[BEGIN]
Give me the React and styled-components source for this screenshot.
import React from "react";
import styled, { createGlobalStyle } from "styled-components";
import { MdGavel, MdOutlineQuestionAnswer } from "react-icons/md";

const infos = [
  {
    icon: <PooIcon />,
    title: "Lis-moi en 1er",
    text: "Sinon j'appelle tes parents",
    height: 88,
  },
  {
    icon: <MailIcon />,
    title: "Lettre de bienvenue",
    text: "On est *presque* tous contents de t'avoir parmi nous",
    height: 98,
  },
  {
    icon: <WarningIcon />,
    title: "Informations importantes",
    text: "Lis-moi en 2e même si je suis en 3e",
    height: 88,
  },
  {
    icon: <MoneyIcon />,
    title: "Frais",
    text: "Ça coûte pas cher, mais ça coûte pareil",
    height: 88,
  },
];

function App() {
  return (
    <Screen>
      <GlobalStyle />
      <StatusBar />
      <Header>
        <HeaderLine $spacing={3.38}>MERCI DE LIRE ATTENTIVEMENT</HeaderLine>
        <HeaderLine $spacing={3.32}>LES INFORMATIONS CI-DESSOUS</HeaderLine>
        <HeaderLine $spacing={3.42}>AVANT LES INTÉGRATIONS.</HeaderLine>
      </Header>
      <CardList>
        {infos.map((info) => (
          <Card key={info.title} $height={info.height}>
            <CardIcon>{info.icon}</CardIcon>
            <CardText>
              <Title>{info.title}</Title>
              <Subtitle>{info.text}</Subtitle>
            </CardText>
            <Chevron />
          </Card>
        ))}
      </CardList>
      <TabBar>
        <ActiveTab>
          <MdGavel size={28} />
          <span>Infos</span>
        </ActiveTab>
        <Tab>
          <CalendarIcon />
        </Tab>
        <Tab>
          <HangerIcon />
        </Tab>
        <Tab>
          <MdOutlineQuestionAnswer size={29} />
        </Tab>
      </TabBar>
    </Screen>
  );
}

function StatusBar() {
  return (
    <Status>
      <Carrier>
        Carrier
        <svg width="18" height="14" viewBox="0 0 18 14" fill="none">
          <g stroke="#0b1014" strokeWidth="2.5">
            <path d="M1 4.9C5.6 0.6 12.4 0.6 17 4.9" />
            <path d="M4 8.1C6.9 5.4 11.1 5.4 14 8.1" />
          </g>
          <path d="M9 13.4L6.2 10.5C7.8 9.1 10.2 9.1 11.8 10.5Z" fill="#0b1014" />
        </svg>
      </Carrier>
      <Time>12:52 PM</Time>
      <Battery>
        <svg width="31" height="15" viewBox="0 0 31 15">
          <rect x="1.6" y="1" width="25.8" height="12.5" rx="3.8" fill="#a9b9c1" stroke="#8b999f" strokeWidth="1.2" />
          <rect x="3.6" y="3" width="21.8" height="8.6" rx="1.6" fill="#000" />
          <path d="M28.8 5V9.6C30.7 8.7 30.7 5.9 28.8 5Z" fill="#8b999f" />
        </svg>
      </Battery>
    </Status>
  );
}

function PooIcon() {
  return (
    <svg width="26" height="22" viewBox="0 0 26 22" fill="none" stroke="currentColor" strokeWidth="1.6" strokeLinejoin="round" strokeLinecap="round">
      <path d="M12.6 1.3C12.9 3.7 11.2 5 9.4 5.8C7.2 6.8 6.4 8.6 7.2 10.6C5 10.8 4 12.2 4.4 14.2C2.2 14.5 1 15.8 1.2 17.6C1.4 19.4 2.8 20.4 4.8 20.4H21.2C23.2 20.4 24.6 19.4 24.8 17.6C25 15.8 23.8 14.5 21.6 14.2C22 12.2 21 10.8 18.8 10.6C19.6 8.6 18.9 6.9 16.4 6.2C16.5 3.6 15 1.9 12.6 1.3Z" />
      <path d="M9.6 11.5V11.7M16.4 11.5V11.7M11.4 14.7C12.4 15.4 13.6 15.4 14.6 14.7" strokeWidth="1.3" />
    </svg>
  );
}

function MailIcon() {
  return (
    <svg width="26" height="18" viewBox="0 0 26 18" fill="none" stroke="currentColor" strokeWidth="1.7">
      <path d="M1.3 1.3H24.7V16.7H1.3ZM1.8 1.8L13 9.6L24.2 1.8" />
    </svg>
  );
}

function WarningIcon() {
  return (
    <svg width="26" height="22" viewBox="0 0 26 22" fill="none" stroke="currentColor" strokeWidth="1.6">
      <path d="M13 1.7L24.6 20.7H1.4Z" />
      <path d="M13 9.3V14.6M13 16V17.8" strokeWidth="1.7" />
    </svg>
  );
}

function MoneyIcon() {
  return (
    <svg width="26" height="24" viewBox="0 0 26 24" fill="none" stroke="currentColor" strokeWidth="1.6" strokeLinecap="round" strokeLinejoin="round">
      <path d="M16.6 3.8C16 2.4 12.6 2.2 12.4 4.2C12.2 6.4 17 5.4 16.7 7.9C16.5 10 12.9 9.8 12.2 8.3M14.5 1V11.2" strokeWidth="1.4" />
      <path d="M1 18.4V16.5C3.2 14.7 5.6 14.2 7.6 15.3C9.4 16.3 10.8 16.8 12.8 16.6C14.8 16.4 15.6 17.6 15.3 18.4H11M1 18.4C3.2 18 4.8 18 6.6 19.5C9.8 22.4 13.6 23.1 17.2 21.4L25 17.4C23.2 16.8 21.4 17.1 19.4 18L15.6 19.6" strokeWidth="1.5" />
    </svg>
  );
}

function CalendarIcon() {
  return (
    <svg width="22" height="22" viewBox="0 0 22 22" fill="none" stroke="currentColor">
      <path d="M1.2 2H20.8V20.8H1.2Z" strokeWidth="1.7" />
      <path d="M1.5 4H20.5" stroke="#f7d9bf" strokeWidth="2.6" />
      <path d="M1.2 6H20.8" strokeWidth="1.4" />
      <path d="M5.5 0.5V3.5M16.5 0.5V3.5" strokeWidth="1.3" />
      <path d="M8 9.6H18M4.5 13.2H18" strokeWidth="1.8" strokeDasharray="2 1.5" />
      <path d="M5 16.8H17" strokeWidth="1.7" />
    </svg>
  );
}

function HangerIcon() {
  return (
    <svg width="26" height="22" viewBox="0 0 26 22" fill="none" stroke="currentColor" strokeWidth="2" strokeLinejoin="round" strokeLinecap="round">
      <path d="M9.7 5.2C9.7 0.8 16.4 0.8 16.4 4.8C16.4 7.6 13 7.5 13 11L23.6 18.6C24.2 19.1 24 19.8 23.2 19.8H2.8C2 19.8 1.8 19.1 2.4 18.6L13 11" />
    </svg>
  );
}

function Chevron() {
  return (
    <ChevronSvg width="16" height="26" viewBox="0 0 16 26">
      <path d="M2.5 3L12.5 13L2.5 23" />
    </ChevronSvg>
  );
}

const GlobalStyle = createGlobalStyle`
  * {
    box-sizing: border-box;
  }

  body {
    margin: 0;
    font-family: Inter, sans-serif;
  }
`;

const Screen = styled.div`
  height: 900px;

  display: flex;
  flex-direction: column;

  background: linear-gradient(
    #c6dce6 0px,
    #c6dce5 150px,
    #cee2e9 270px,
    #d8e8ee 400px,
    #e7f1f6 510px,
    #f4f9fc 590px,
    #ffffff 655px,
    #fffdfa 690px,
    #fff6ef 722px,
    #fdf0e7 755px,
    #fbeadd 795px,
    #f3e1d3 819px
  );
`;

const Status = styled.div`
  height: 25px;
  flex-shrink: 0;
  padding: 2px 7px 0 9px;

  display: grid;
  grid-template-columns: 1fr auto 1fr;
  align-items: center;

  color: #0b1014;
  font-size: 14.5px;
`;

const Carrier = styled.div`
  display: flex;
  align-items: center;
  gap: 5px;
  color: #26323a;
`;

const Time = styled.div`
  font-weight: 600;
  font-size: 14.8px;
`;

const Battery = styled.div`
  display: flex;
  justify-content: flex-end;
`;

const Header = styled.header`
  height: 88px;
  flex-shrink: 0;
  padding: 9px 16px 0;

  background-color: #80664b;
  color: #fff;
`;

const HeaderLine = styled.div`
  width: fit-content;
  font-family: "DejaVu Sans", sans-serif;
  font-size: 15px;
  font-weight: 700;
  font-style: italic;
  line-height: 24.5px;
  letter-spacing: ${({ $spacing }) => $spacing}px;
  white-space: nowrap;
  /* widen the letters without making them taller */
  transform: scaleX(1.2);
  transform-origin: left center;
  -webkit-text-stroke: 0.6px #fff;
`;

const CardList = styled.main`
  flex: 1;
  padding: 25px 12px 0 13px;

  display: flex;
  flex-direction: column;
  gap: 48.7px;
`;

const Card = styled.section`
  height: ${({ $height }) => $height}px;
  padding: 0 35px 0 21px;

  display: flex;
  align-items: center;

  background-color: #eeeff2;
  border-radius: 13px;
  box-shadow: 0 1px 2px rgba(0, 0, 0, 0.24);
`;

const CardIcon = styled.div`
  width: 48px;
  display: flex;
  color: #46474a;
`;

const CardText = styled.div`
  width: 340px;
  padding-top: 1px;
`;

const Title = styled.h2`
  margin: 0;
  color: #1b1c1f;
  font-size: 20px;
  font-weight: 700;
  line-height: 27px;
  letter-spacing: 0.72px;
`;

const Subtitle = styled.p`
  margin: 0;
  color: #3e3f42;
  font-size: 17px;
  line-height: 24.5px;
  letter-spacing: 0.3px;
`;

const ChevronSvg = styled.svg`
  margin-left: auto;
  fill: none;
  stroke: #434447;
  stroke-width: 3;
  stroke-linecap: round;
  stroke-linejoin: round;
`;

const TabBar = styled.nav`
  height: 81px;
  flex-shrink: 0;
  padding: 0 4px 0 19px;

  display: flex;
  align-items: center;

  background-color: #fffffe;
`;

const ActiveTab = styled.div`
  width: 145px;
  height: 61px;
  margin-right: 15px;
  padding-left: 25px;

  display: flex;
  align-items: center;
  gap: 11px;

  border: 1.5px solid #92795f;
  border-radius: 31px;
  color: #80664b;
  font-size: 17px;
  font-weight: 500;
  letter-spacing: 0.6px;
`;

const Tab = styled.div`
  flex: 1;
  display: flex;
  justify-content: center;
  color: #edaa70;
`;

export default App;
[END]
# What is being asked
Report the number of lines holding the string "components", without any other words.

# Final result
2